§ **Task goal**
Identify every line in the records below that contains the word "index", and reproduce each one.

====== Raw data ======

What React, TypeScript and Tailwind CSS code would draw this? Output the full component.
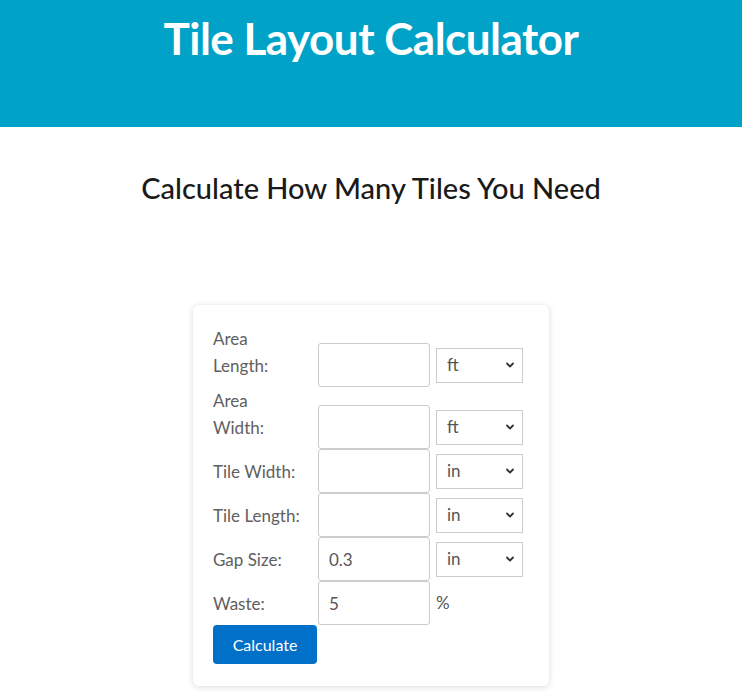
import React from "react";

interface IRow {
    label: string[];
    unit: string;
    value: string;
    options?: string[];
}

const rows: IRow[] = [
    { label: ["Area", "Length:"], unit: "ft", value: "", options: ["ft", "m", "in", "cm"] },
    { label: ["Area", "Width:"], unit: "ft", value: "", options: ["ft", "m", "in", "cm"] },
    { label: ["Tile Width:"], unit: "in", value: "", options: ["in", "cm", "mm"] },
    { label: ["Tile Length:"], unit: "in", value: "", options: ["in", "cm", "mm"] },
    { label: ["Gap Size:"], unit: "in", value: "0.3", options: ["in", "mm"] },
    { label: ["Waste:"], unit: "%", value: "5" },
];

const Chevron = () => (
    <svg
        className="pointer-events-none absolute right-[8px] top-1/2 -translate-y-1/2 w-[10px] h-[10px] text-[#333]"
        viewBox="0 0 10 10"
        fill="none"
        stroke="currentColor"
        strokeWidth={1.8}
    >
        <path d="M2 3.5l3 3 3-3" strokeLinecap="round" strokeLinejoin="round" />
    </svg>
);

const Row: React.FC<{ row: IRow }> = ({ row }) => (
    <div className="flex items-end">
        <label className="w-[105px] pb-[8px] text-[17px] leading-[27px] text-[#606060]">
            {row.label.map((l, i) => (
                <span key={i} className="block">
                    {l}
                </span>
            ))}
        </label>
        <div className="flex items-center gap-[6px]">
            <input
                type="text"
                defaultValue={row.value}
                className="w-[112px] h-[44px] border border-[#cccccc] rounded-[3px] px-[10px] text-[17px] text-[#555] outline-none"
            />
            {row.options ? (
                <div className="relative">
                    <select
                        defaultValue={row.unit}
                        className="appearance-none w-[87px] h-[35px] border border-[#cccccc] bg-white pl-[10px] text-[17px] text-[#555] outline-none"
                    >
                        {row.options.map((o) => (
                            <option key={o} value={o}>
                                {o}
                            </option>
                        ))}
                    </select>
                    <Chevron />
                </div>
            ) : (
                <span className="text-[17px] text-[#555]">{row.unit}</span>
            )}
        </div>
    </div>
);

export default function App() {
    return (
        <div className="min-h-screen bg-white font-['Lato',sans-serif]">
            {/* cabecera */}
            <header className="h-[127px] bg-[#00a2c7] pt-[12px]">
                <h1 className="text-center text-[44px] leading-[53px] font-bold text-white tracking-[-0.5px]">
                    Tile Layout Calculator
                </h1>
            </header>

            <h2 className="mt-[43px] text-center text-[29px] leading-[35px] font-medium text-[#1a1a1a]">
                Calculate How Many Tiles You Need
            </h2>

            {/* tarjeta del formulario */}
            <div className="mx-auto mt-[100px] w-[356px] rounded-[6px] bg-white px-[20px] pt-[20px] pb-[22px] shadow-[0_1px_6px_rgba(0,0,0,0.15)]">
                {rows.map((row, i) => (
                    <Row key={i} row={row} />
                ))}
                <button className="w-[104px] h-[39px] rounded-[4px] bg-[#0070c9] text-[16px] text-white">
                    Calculate
                </button>
            </div>
        </div>
    );
}
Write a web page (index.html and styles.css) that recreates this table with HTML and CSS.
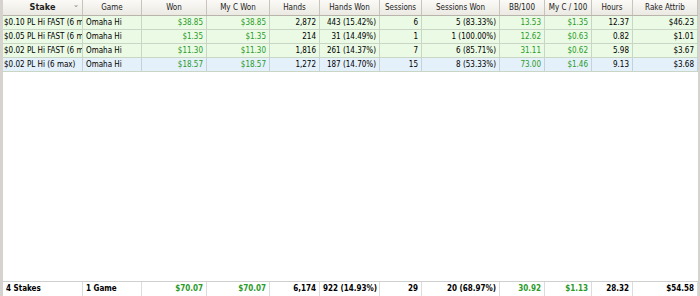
FILE: index.html
```html
<!DOCTYPE html>
<html>
<head>
<meta charset="utf-8">
<link rel="stylesheet" href="styles.css">
</head>
<body>
<div class="grid">
  <div class="row head">
    <div class="c hc stake-h">Stake<span class="sort">&#8964;</span></div>
    <div class="c hc">Game</div>
    <div class="c hc">Won</div>
    <div class="c hc">My C Won</div>
    <div class="c hc">Hands</div>
    <div class="c hc">Hands Won</div>
    <div class="c hc">Sessions</div>
    <div class="c hc">Sessions Won</div>
    <div class="c hc">BB/100</div>
    <div class="c hc">My C / 100</div>
    <div class="c hc">Hours</div>
    <div class="c hc">Rake Attrib</div>
  </div>
  <div class="row data green">
    <div class="c l clip">$0.10 PL Hi FAST (6 max)</div>
    <div class="c l">Omaha Hi</div>
    <div class="c r g">$38.85</div>
    <div class="c r g">$38.85</div>
    <div class="c r">2,872</div>
    <div class="c r">443 (15.42%)</div>
    <div class="c r">6</div>
    <div class="c r">5 (83.33%)</div>
    <div class="c r g">13.53</div>
    <div class="c r g">$1.35</div>
    <div class="c r">12.37</div>
    <div class="c r">$46.23</div>
  </div>
  <div class="row data green">
    <div class="c l clip">$0.05 PL Hi FAST (6 max)</div>
    <div class="c l">Omaha Hi</div>
    <div class="c r g">$1.35</div>
    <div class="c r g">$1.35</div>
    <div class="c r">214</div>
    <div class="c r">31 (14.49%)</div>
    <div class="c r">1</div>
    <div class="c r">1 (100.00%)</div>
    <div class="c r g">12.62</div>
    <div class="c r g">$0.63</div>
    <div class="c r">0.82</div>
    <div class="c r">$1.01</div>
  </div>
  <div class="row data green">
    <div class="c l clip">$0.02 PL Hi FAST (6 max)</div>
    <div class="c l">Omaha Hi</div>
    <div class="c r g">$11.30</div>
    <div class="c r g">$11.30</div>
    <div class="c r">1,816</div>
    <div class="c r">261 (14.37%)</div>
    <div class="c r">7</div>
    <div class="c r">6 (85.71%)</div>
    <div class="c r g">31.11</div>
    <div class="c r g">$0.62</div>
    <div class="c r">5.98</div>
    <div class="c r">$3.67</div>
  </div>
  <div class="row data blue">
    <div class="c l clip">$0.02 PL Hi (6 max)</div>
    <div class="c l">Omaha Hi</div>
    <div class="c r g">$18.57</div>
    <div class="c r g">$18.57</div>
    <div class="c r">1,272</div>
    <div class="c r">187 (14.70%)</div>
    <div class="c r">15</div>
    <div class="c r">8 (53.33%)</div>
    <div class="c r g">73.00</div>
    <div class="c r g">$1.46</div>
    <div class="c r">9.13</div>
    <div class="c r">$3.68</div>
  </div>
  <div class="spacer"></div>
  <div class="row foot">
    <div class="c l">4 Stakes</div>
    <div class="c l">1 Game</div>
    <div class="c r g">$70.07</div>
    <div class="c r g">$70.07</div>
    <div class="c r">6,174</div>
    <div class="c r">922 (14.93%)</div>
    <div class="c r">29</div>
    <div class="c r">20 (68.97%)</div>
    <div class="c r g">30.92</div>
    <div class="c r g">$1.13</div>
    <div class="c r">28.32</div>
    <div class="c r">$54.58</div>
  </div>
</div>
</body>
</html>
```
FILE: styles.css
```css
html, body {
  margin: 0;
  padding: 0;
  background: #ffffff;
}
body {
  width: 700px;
  height: 296px;
  overflow: hidden;
  font-family: "DejaVu Sans Condensed", "DejaVu Sans", Verdana, sans-serif;
  font-stretch: condensed;
  font-size: 8px;
  color: #000;
}
.grid {
  display: flex;
  flex-direction: column;
  height: 296px;
  border-left: 3px solid #d6d3ce;
  border-right: 2px solid #d6d3ce;
  box-sizing: border-box;
  background: #fff;
}
.row {
  display: grid;
  grid-template-columns: 80px 59px 65px 63px 50px 60px 42px 78px 45px 47px 41px 65px;
}
.c {
  white-space: nowrap;
  overflow: hidden;
  border-right: 1px solid #c9d6c6;
  padding: 0 3px;
  box-sizing: border-box;
}
.head {
  height: 16px;
  background: linear-gradient(#fbfaf7, #ebe9e2);
  border-bottom: 1px solid #b8b5ac;
  box-sizing: border-box;
}
.hc {
  text-align: center;
  line-height: 15px;
  color: #222;
  border-right: 1px solid #c7c4bb;
}
.stake-h {
  font-weight: bold;
  font-size: 9px;
  position: relative;
}
.sort {
  position: absolute;
  right: 3px;
  top: -3px;
  font-weight: normal;
  color: #888;
  font-size: 8px;
}
.data {
  height: 14px;
  line-height: 13px;
  border-bottom: 1px solid #c9d6c6;
  box-sizing: border-box;
}
.green { background: #eafae4; }
.blue { background: #e4f0fa; }
.blue .c { border-right-color: #c4d2dc; }
.l { text-align: left; }
.r { text-align: right; }
.clip { padding-right: 0; padding-left: 1px; }
.g { color: #2a9a2a; }
.spacer { flex: 1; }
.foot {
  height: 15px;
  line-height: 14px;
  border-top: 1px solid #cfcfcf;
  font-weight: bold;
  box-sizing: border-box;
}
.foot .c { border-right-color: #dcdcdc; }
```
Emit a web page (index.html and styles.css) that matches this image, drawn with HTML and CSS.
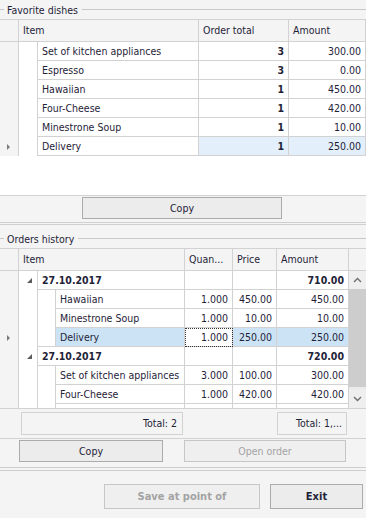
FILE: index.html
```html
<!DOCTYPE html>
<html lang="en">
<head>
    <meta charset="UTF-8">
    <title>Orders</title>
    <link rel="stylesheet" href="styles.css">
</head>
<body>

<div class="window">

    <!-- Favorite dishes -->
    <div class="caption"><span>Favorite dishes</span></div>
    <div class="grid fav">
        <div class="head">
            <div class="ind"></div>
            <div class="hcell f-item">Item</div>
            <div class="hcell f-total">Order total</div>
            <div class="hcell f-amount">Amount</div>
        </div>
        <div class="row">
            <div class="ind"></div><div class="indent"></div>
            <div class="cell f-name">Set of kitchen appliances</div>
            <div class="cell f-total num bold">3</div>
            <div class="cell f-amount num">300.00</div>
        </div>
        <div class="row">
            <div class="ind"></div><div class="indent"></div>
            <div class="cell f-name">Espresso</div>
            <div class="cell f-total num bold">3</div>
            <div class="cell f-amount num">0.00</div>
        </div>
        <div class="row">
            <div class="ind"></div><div class="indent"></div>
            <div class="cell f-name">Hawaiian</div>
            <div class="cell f-total num bold">1</div>
            <div class="cell f-amount num">450.00</div>
        </div>
        <div class="row">
            <div class="ind"></div><div class="indent"></div>
            <div class="cell f-name">Four-Cheese</div>
            <div class="cell f-total num bold">1</div>
            <div class="cell f-amount num">420.00</div>
        </div>
        <div class="row">
            <div class="ind"></div><div class="indent"></div>
            <div class="cell f-name">Minestrone Soup</div>
            <div class="cell f-total num bold">1</div>
            <div class="cell f-amount num">10.00</div>
        </div>
        <div class="row">
            <div class="ind"><span class="arrow"></span></div><div class="indent"></div>
            <div class="cell f-name">Delivery</div>
            <div class="cell f-total num bold sel-light">1</div>
            <div class="cell f-amount num sel-light">250.00</div>
        </div>
    </div>
    <div class="copy-row">
        <button class="btn copy-wide">Copy</button>
    </div>
    <div class="split"></div>

    <!-- Orders history -->
    <div class="caption second"><span>Orders history</span></div>
    <div class="grid hist">
        <div class="head">
            <div class="ind"></div>
            <div class="hcell h-item">Item</div>
            <div class="hcell h-qty">Quan...</div>
            <div class="hcell h-price">Price</div>
            <div class="hcell h-amount">Amount</div>
            <div class="hcell h-blank"></div>
        </div>
        <div class="body">
            <div class="rows">
                <div class="row">
                    <div class="ind"></div><div class="indent"><span class="expand"></span></div>
                    <div class="cell h-group bold">27.10.2017</div>
                    <div class="cell h-qty"></div>
                    <div class="cell h-price"></div>
                    <div class="cell h-amount num bold">710.00</div>
                </div>
                <div class="row">
                    <div class="ind"></div><div class="indent"></div><div class="indent2"></div>
                    <div class="cell h-name">Hawaiian</div>
                    <div class="cell h-qty num">1.000</div>
                    <div class="cell h-price num">450.00</div>
                    <div class="cell h-amount num">450.00</div>
                </div>
                <div class="row">
                    <div class="ind"></div><div class="indent"></div><div class="indent2"></div>
                    <div class="cell h-name">Minestrone Soup</div>
                    <div class="cell h-qty num">1.000</div>
                    <div class="cell h-price num">10.00</div>
                    <div class="cell h-amount num">10.00</div>
                </div>
                <div class="row">
                    <div class="ind"><span class="arrow"></span></div><div class="indent"></div><div class="indent2 last"></div>
                    <div class="cell h-name sel">Delivery</div>
                    <div class="cell h-qty num focus">1.000</div>
                    <div class="cell h-price num sel">250.00</div>
                    <div class="cell h-amount num sel">250.00</div>
                </div>
                <div class="row">
                    <div class="ind"></div><div class="indent"><span class="expand"></span></div>
                    <div class="cell h-group bold">27.10.2017</div>
                    <div class="cell h-qty"></div>
                    <div class="cell h-price"></div>
                    <div class="cell h-amount num bold">720.00</div>
                </div>
                <div class="row">
                    <div class="ind"></div><div class="indent"></div><div class="indent2"></div>
                    <div class="cell h-name">Set of kitchen appliances</div>
                    <div class="cell h-qty num">3.000</div>
                    <div class="cell h-price num">100.00</div>
                    <div class="cell h-amount num">300.00</div>
                </div>
                <div class="row">
                    <div class="ind"></div><div class="indent"></div><div class="indent2"></div>
                    <div class="cell h-name">Four-Cheese</div>
                    <div class="cell h-qty num">1.000</div>
                    <div class="cell h-price num">420.00</div>
                    <div class="cell h-amount num">420.00</div>
                </div>
                <!-- next row, scrolled out of view -->
                <div class="row">
                    <div class="ind"></div><div class="indent"></div><div class="indent2"></div>
                    <div class="cell h-name"></div>
                    <div class="cell h-qty"></div>
                    <div class="cell h-price"></div>
                    <div class="cell h-amount"></div>
                </div>
            </div>
            <div class="scroll">
                <div class="sbtn">
                    <svg width="9" height="6" viewBox="0 0 9 6"><polyline points="1,5 4.5,1.5 8,5" fill="none" stroke="#6f6f6f" stroke-width="1.4"/></svg>
                </div>
                <div class="thumb"></div>
                <div class="track"></div>
                <div class="sbtn">
                    <svg width="9" height="6" viewBox="0 0 9 6"><polyline points="1,1 4.5,4.5 8,1" fill="none" stroke="#6f6f6f" stroke-width="1.4"/></svg>
                </div>
            </div>
        </div>
        <div class="footer">
            <div class="total t-left">Total: 2</div>
            <div class="total t-right">Total: 1,...</div>
        </div>
    </div>
    <div class="hist-buttons">
        <button class="btn copy-small">Copy</button>
        <button class="btn open disabled">Open order</button>
    </div>
    <div class="split lower"></div>

    <div class="bottom">
        <button class="btn big disabled">Save at point of</button>
        <button class="btn big exit">Exit</button>
    </div>
</div>

</body>
</html>
```

FILE: styles.css
```css
* {
    box-sizing: border-box;
}

body {
    margin: 0;
    background-color: #f4f4f4;
    font-family: "DejaVu Sans Condensed", "DejaVu Sans", sans-serif;
    font-size: 10.5px;
    color: #1f2338;
}

.window {
    width: 366px;
    height: 518px;
    overflow: hidden;
}

/* group captions */
.caption {
    display: flex;
    align-items: center;
    height: 19px;
}

.caption::before {
    content: "";
    width: 4px;
    border-top: 1px solid #c9c9c9;
}

.caption::after {
    content: "";
    flex: 1;
    border-top: 1px solid #c9c9c9;
}

.caption span {
    padding: 0 4px 0 3px;
}

.caption.second {
    margin-top: 4px;
}

/* grids */
.grid {
    background-color: #fff;
    border-top: 1px solid #d2d2d2;
    border-bottom: 1px solid #d2d2d2;
}

.grid.fav {
    height: 177px;
}

.head {
    display: flex;
    height: 22px;
    background-color: #f4f4f4;
}

.head .ind {
    height: 22px;
    border-bottom: 1px solid #d2d2d2;
}

.hcell {
    height: 22px;
    line-height: 21px;
    padding: 0 4px;
    border-right: 1px solid #d2d2d2;
    border-bottom: 1px solid #d2d2d2;
    white-space: nowrap;
    overflow: hidden;
}

.row {
    display: flex;
    height: 19px;
}

.ind {
    width: 19px;
    flex: none;
    background-color: #f4f4f4;
    border-right: 1px solid #d2d2d2;
    display: flex;
    align-items: center;
    justify-content: center;
}

.indent {
    width: 19px;
    flex: none;
    border-right: 1px solid #d2d2d2;
    display: flex;
    align-items: center;
    justify-content: center;
}

.indent2 {
    width: 18px;
    flex: none;
    border-right: 1px solid #d2d2d2;
}

.indent2.last {
    border-bottom: 1px solid #d2d2d2;
}

.cell {
    flex: none;
    height: 19px;
    line-height: 18px;
    padding: 0 4px;
    border-right: 1px solid #d2d2d2;
    border-bottom: 1px solid #d2d2d2;
    white-space: nowrap;
    overflow: hidden;
}

.num {
    text-align: right;
}

.bold {
    font-weight: bold;
}

.sel-light {
    background-color: #e3effa;
}

.sel {
    background-color: #cce3f6;
}

.focus {
    outline: 1px dotted #333;
    outline-offset: -1px;
}

.arrow {
    width: 0;
    height: 0;
    border-left: 3px solid #7a7a7a;
    border-top: 3px solid transparent;
    border-bottom: 3px solid transparent;
    margin-left: -2px;
}

.expand {
    width: 0;
    height: 0;
    border-left: 5px solid transparent;
    border-bottom: 5px solid #5c5c5c;
    margin-left: 3px;
}

/* favorite dishes columns */
.f-item { width: 180px; }
.f-name { width: 161px; }
.f-total { width: 90px; }
.f-amount { width: 77px; }

/* orders history columns */
.h-item { width: 166px; }
.h-group { width: 147px; }
.h-name { width: 129px; }
.h-qty { width: 48px; }
.h-price { width: 44px; }
.h-amount { width: 72px; }
.h-blank { width: 17px; border-right: none; }

.body {
    display: flex;
    height: 138px;
    border-bottom: 1px solid #d2d2d2;
}

.rows {
    width: 349px;
    height: 137px;
    overflow: hidden;
}

.scroll {
    width: 17px;
    height: 137px;
    display: flex;
    flex-direction: column;
    background-color: #ebebeb;
}

.sbtn {
    height: 18px;
    display: flex;
    align-items: center;
    justify-content: center;
    background-color: #efefef;
}

.thumb {
    height: 98px;
    background-color: #cdcdcd;
}

.track {
    flex: 1;
}

.footer {
    display: flex;
    justify-content: space-between;
    height: 29px;
    padding: 3px 19px 3px 21px;
    background-color: #f4f4f4;
}

.total {
    height: 23px;
    line-height: 21px;
    border: 1px solid #d2d2d2;
    text-align: right;
    padding-right: 5px;
    white-space: nowrap;
    overflow: hidden;
}

.t-left { width: 162px; }
.t-right { width: 70px; padding-right: 4px; }

/* buttons */
.btn {
    font-family: inherit;
    font-size: 10.5px;
    color: #1f2338;
    background-color: #ececec;
    border: 1px solid #ababab;
    border-radius: 0;
    padding: 0;
    height: 22px;
}

.btn.disabled {
    color: #a3a3a3;
    border-color: #c6c6c6;
    background-color: #efefef;
}

.copy-row {
    height: 26px;
    padding: 1px 0 0 82px;
}

.copy-wide {
    width: 200px;
}

.split {
    height: 3px;
    border-top: 1px solid #cfcfcf;
    border-bottom: 1px solid #cfcfcf;
}

.hist-buttons {
    display: flex;
    gap: 21px;
    height: 28px;
    padding: 1px 0 0 19px;
}

.copy-small { width: 144px; }
.open { width: 162px; }

.split.lower {
    height: 4px;
}

.bottom {
    display: flex;
    justify-content: flex-end;
    gap: 10px;
    padding: 13px 3px 0 0;
}

.btn.big {
    height: 25px;
    font-weight: bold;
    font-size: 11px;
}

.btn.big.disabled { width: 156px; }
.btn.exit { width: 93px; }
```
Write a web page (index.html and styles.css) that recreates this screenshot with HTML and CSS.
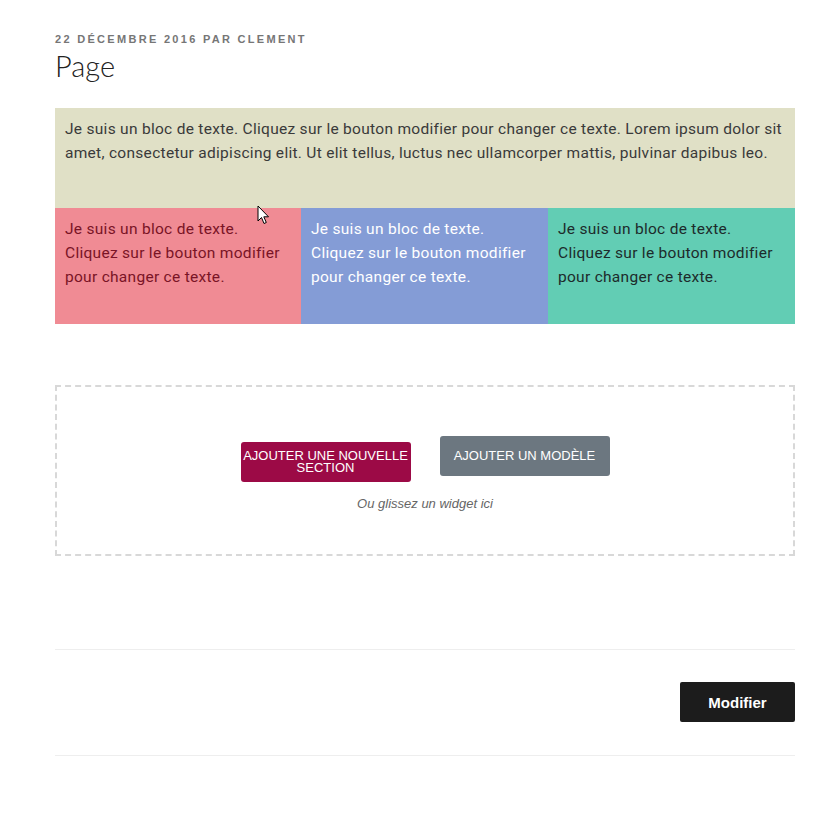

======

§ **Full answer**
Write a web page (index.html and styles.css) that recreates this table with HTML and CSS.
FILE: index.html
Emit a web page (index.html and styles.css) that matches this image, drawn with HTML and CSS.
FILE: index.html
Write a web page (index.html and styles.css) that recreates this screenshot with HTML and CSS.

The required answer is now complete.